Look through the data below. Show each line where the string "this" occurs.

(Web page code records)

════

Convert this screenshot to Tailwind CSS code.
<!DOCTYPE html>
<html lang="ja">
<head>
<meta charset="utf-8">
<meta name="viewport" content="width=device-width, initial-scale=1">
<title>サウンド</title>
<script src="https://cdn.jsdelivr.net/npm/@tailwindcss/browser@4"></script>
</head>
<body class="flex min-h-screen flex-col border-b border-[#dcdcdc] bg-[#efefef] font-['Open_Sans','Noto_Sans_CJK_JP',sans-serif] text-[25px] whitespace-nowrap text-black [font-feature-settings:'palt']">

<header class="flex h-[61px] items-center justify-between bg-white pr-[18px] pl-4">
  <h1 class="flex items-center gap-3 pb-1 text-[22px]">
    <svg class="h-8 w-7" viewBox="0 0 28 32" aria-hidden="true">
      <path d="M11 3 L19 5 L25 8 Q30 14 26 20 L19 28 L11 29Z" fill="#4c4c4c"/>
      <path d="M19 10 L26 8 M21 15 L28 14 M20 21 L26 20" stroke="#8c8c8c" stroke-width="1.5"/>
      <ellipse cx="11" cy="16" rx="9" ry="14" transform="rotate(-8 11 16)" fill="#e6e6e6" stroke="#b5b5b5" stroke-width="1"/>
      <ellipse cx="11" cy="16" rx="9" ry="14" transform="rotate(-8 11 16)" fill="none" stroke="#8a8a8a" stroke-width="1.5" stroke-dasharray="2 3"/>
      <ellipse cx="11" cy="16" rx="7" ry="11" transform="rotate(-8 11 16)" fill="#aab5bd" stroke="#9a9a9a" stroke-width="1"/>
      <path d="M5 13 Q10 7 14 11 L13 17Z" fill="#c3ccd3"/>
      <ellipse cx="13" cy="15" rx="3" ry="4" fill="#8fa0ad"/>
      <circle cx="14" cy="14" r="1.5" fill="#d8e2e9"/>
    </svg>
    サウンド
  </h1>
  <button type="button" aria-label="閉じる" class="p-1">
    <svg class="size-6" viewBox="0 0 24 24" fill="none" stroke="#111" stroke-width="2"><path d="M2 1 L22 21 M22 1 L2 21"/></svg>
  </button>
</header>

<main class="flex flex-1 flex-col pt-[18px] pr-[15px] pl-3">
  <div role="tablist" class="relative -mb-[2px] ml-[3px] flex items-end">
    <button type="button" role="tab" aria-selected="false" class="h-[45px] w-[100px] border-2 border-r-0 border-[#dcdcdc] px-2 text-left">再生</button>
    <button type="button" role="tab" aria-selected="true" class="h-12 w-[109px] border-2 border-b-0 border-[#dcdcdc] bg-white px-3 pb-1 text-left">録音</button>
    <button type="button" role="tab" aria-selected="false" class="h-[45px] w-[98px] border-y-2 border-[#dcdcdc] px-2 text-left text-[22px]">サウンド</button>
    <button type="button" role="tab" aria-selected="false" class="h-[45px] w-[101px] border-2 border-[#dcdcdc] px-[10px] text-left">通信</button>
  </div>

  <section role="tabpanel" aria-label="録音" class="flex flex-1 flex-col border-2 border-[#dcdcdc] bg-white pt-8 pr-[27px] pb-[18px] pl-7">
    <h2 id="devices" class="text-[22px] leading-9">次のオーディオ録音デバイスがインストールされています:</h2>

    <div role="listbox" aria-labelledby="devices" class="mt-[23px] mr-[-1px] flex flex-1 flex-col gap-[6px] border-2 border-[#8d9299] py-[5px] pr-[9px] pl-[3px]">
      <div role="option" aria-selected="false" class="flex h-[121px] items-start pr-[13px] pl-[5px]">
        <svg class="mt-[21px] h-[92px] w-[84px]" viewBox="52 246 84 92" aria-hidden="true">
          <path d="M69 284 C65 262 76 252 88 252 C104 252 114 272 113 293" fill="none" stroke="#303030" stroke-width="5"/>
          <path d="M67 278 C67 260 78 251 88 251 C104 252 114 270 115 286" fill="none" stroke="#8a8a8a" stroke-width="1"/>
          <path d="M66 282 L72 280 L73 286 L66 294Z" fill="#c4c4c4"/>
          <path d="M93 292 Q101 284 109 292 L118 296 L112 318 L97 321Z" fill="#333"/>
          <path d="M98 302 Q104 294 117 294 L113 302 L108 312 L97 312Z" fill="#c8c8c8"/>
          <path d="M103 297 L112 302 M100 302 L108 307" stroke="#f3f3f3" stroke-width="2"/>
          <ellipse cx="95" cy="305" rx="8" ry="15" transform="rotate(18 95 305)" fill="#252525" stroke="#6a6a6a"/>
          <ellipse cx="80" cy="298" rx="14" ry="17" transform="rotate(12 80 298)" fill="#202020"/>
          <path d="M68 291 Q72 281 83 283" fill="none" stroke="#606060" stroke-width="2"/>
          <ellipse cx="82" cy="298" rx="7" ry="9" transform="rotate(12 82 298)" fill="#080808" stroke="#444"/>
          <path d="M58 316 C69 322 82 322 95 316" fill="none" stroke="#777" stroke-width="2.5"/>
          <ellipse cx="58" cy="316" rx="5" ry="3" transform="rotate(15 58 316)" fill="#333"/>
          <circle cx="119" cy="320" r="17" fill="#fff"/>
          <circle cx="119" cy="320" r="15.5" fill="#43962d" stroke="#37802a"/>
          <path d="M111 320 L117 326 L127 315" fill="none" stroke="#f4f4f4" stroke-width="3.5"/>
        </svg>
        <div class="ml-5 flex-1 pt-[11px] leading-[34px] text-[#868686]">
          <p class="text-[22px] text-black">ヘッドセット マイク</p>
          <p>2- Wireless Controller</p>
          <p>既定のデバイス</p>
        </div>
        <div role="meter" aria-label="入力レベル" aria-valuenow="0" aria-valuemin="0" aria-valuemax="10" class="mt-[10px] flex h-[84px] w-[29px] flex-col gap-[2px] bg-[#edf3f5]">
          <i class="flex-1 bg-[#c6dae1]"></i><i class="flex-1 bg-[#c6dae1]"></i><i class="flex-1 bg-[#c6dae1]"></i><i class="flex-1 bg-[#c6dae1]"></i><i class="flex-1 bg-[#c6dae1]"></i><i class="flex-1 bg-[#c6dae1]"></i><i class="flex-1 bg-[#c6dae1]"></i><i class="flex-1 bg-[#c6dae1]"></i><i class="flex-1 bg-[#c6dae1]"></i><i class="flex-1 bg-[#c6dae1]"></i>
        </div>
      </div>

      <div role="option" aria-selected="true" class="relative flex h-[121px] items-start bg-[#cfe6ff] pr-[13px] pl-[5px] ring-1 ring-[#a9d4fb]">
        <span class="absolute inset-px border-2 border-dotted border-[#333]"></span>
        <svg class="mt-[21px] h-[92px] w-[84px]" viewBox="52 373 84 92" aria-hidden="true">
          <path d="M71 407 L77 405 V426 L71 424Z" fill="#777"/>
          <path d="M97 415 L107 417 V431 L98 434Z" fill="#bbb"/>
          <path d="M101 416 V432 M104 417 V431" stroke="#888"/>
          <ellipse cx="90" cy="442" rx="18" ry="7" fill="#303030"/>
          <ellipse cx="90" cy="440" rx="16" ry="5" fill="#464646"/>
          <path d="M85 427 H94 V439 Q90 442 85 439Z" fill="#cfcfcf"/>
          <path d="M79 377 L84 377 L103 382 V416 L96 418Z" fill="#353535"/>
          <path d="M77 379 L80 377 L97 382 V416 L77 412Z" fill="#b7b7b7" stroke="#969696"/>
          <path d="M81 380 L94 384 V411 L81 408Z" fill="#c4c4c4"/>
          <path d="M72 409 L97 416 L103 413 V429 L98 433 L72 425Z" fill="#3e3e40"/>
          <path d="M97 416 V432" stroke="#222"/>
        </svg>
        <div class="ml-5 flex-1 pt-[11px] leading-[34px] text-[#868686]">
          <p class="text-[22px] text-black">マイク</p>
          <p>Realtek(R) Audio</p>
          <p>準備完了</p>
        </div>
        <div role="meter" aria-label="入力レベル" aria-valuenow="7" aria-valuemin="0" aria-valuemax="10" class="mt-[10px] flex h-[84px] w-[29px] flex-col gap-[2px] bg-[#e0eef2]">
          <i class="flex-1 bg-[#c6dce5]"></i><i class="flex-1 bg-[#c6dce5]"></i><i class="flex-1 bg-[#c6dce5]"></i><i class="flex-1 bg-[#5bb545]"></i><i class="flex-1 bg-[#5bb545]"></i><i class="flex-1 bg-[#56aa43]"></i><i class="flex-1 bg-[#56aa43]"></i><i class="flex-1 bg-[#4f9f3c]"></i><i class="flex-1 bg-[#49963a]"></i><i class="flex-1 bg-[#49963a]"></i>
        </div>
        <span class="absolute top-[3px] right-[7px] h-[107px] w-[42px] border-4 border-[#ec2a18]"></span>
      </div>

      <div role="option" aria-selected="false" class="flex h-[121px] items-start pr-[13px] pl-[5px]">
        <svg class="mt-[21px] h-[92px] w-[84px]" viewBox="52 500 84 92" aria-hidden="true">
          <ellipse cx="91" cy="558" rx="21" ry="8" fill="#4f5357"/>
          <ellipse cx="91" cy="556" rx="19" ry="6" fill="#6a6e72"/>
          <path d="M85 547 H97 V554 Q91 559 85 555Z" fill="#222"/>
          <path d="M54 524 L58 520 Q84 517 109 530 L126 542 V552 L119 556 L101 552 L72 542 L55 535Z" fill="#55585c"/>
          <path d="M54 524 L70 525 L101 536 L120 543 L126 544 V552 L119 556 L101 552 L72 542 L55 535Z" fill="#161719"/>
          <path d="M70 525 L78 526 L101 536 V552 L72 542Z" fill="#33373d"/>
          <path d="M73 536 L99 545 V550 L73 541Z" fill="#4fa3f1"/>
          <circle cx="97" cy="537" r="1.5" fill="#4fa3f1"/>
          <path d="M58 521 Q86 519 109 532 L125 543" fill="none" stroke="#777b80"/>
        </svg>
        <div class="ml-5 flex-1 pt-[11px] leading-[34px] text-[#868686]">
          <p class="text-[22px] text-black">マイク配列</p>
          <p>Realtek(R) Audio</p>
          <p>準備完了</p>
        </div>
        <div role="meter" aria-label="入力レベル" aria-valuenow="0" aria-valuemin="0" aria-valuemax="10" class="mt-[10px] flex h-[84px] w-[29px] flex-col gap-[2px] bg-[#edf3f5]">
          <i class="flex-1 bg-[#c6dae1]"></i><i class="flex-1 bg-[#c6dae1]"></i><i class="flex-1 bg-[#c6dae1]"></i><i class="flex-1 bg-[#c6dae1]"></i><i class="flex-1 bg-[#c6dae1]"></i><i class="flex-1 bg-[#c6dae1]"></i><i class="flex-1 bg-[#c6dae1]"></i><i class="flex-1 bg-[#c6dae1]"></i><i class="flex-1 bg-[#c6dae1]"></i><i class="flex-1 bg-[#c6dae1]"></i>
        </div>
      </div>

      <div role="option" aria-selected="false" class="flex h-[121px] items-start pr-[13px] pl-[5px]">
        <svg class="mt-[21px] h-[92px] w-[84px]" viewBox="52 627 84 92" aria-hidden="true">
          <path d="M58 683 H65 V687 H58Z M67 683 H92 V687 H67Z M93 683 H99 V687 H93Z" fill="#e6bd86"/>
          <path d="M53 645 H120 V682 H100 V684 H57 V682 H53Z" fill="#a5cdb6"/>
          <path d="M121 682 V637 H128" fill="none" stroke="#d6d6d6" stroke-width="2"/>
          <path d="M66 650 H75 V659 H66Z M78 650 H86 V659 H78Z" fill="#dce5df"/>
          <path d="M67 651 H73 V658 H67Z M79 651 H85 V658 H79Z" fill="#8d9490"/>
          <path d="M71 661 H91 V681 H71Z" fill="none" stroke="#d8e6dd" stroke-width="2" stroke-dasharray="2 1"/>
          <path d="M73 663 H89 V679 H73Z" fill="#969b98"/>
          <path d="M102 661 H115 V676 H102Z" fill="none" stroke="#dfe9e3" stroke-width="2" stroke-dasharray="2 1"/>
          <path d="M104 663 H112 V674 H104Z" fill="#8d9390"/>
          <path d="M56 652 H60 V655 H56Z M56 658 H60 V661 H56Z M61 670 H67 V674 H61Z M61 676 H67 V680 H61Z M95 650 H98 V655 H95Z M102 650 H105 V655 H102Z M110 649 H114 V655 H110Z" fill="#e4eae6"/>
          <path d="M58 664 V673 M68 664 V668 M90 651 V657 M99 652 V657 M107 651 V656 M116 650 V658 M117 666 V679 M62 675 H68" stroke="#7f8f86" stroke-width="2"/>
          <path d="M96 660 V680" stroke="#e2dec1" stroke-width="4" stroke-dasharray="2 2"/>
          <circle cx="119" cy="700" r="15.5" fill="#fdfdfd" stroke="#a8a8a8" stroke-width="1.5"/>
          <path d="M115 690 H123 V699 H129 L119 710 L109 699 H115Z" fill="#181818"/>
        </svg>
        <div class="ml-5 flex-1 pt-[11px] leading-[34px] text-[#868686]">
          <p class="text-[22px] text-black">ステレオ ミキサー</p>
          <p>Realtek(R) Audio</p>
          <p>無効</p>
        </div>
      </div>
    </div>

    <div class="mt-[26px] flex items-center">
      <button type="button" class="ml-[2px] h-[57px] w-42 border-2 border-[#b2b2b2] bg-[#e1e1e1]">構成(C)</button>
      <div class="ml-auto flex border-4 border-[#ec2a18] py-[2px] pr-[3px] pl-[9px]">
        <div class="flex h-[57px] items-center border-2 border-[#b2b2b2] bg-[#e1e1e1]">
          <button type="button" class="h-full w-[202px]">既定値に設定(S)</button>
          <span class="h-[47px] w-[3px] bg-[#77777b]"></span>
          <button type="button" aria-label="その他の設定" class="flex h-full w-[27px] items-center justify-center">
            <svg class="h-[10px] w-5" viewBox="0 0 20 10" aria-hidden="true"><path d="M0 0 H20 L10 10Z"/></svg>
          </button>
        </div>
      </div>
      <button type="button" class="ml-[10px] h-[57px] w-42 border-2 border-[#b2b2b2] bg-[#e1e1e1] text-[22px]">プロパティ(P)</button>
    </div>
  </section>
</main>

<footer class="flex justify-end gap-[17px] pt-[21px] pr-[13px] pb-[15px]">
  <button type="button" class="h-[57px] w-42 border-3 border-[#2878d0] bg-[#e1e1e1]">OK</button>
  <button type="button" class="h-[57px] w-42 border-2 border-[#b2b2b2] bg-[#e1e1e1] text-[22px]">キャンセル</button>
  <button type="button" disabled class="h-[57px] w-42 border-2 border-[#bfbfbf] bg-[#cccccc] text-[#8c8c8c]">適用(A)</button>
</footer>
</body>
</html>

════

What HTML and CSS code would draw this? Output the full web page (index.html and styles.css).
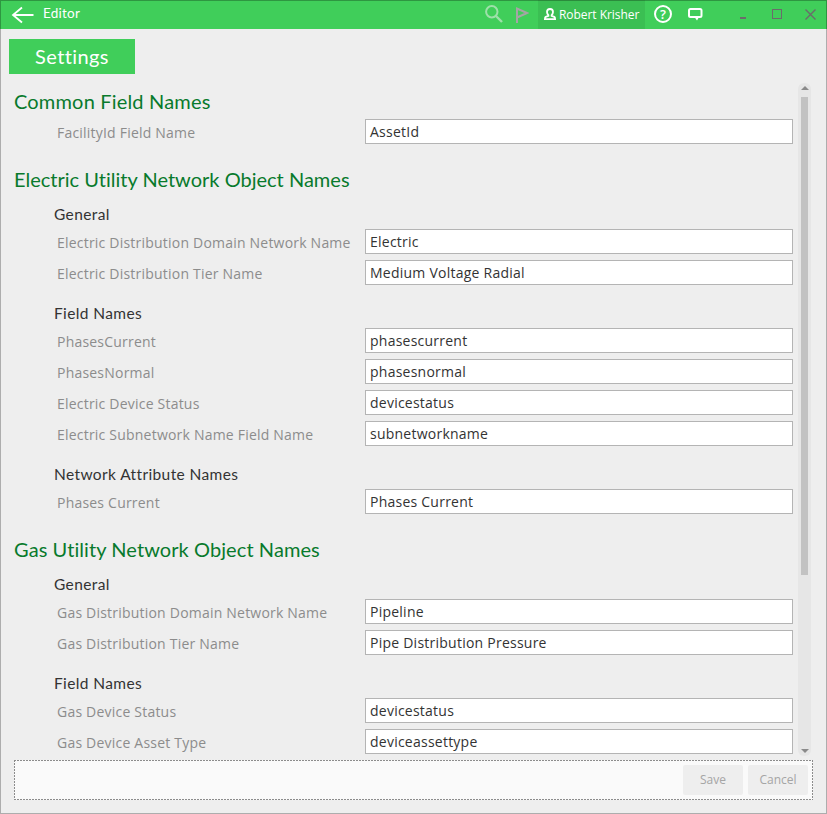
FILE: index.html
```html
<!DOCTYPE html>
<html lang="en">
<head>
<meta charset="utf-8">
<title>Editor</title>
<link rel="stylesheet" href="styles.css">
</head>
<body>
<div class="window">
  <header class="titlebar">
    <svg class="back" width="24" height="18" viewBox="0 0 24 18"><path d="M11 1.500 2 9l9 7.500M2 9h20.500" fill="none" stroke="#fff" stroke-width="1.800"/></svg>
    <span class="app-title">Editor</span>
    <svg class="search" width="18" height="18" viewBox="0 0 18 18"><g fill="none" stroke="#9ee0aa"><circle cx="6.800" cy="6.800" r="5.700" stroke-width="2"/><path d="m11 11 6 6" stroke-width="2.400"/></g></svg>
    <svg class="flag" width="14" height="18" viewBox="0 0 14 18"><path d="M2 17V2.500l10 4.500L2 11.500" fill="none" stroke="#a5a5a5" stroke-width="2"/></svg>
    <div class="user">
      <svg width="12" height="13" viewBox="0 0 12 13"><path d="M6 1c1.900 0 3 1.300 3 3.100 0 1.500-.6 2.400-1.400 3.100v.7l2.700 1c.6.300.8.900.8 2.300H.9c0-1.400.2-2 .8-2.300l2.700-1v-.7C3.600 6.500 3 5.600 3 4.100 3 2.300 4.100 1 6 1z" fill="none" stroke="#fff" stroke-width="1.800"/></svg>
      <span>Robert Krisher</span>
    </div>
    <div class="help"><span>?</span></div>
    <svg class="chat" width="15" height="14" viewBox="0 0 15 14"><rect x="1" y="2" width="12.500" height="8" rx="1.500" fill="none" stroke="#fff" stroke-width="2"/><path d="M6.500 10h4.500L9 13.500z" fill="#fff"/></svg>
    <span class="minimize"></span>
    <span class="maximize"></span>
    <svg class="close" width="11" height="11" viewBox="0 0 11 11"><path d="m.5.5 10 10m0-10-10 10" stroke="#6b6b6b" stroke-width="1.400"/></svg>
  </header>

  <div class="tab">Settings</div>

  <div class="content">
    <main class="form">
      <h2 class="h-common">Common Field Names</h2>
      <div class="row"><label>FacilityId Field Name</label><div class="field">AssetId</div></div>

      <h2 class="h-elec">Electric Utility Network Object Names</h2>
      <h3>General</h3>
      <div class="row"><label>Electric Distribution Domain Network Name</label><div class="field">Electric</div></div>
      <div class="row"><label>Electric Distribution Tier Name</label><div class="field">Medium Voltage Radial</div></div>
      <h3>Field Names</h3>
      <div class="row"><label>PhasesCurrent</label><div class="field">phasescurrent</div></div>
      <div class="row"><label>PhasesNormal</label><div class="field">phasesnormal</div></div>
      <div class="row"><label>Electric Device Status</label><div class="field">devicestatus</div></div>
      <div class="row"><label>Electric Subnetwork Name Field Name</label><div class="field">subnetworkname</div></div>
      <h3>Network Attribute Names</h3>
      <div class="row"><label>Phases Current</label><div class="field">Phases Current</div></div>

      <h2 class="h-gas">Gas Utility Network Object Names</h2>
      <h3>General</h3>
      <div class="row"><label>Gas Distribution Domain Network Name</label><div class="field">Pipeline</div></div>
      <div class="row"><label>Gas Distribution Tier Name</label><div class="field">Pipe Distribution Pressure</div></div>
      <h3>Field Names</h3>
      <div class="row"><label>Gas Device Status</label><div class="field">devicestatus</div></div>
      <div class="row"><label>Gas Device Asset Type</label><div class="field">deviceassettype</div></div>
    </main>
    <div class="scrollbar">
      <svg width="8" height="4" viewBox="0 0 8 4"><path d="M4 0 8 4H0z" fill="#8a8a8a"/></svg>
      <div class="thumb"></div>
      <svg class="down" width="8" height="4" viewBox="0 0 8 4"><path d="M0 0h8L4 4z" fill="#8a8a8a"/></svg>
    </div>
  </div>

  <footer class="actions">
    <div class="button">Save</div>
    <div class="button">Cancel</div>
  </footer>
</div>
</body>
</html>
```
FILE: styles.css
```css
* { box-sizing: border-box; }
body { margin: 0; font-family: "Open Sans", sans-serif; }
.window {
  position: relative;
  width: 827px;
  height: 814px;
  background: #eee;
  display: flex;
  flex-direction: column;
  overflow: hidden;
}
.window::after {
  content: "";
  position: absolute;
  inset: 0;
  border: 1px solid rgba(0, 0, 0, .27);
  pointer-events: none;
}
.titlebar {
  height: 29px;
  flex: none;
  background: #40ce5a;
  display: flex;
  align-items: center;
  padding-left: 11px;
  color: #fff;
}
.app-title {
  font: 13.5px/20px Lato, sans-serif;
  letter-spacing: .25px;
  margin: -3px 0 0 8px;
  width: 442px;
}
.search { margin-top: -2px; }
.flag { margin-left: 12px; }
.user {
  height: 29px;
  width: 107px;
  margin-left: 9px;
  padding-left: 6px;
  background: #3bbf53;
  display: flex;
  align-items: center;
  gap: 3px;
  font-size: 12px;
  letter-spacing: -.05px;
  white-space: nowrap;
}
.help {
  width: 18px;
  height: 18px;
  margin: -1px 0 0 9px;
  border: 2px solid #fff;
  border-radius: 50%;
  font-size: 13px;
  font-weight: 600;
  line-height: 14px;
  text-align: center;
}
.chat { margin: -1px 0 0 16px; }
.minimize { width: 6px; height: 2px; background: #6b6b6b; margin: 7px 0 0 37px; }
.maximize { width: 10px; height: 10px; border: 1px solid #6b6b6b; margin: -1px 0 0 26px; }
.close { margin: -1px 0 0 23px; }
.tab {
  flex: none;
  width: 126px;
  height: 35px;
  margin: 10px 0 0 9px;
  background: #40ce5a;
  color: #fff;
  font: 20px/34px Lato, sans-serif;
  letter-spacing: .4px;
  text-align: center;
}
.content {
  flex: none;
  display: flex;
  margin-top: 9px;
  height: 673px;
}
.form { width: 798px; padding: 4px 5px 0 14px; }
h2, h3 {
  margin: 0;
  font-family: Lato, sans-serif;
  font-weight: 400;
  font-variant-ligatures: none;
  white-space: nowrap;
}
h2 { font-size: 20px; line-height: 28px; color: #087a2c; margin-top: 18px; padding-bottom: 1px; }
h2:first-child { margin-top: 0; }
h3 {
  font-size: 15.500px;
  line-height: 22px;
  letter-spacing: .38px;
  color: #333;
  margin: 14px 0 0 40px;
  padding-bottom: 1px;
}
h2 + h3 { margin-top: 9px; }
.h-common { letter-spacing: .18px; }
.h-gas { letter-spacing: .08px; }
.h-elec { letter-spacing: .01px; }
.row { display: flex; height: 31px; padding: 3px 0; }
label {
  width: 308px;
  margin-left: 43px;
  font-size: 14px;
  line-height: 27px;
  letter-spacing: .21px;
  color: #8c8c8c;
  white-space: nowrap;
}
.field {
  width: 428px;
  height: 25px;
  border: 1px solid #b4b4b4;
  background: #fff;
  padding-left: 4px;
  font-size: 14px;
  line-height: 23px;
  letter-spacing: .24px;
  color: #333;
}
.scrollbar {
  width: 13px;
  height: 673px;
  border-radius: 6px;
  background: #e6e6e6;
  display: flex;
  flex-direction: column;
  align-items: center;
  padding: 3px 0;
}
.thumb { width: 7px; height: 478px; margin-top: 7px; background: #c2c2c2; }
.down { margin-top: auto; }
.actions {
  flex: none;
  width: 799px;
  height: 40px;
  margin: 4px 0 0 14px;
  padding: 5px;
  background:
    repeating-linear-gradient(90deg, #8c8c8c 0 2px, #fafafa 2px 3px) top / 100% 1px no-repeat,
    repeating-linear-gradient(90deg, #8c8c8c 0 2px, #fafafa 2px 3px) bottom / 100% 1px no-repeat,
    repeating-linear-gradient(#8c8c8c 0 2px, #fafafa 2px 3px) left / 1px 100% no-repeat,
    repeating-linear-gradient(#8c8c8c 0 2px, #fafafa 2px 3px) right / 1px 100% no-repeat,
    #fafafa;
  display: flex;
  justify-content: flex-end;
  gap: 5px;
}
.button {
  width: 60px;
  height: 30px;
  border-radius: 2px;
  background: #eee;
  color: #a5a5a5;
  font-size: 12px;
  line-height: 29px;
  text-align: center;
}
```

════

**Written response**.
Convert this screenshot to Tailwind CSS code.
What HTML and CSS code would draw this? Output the full web page (index.html and styles.css).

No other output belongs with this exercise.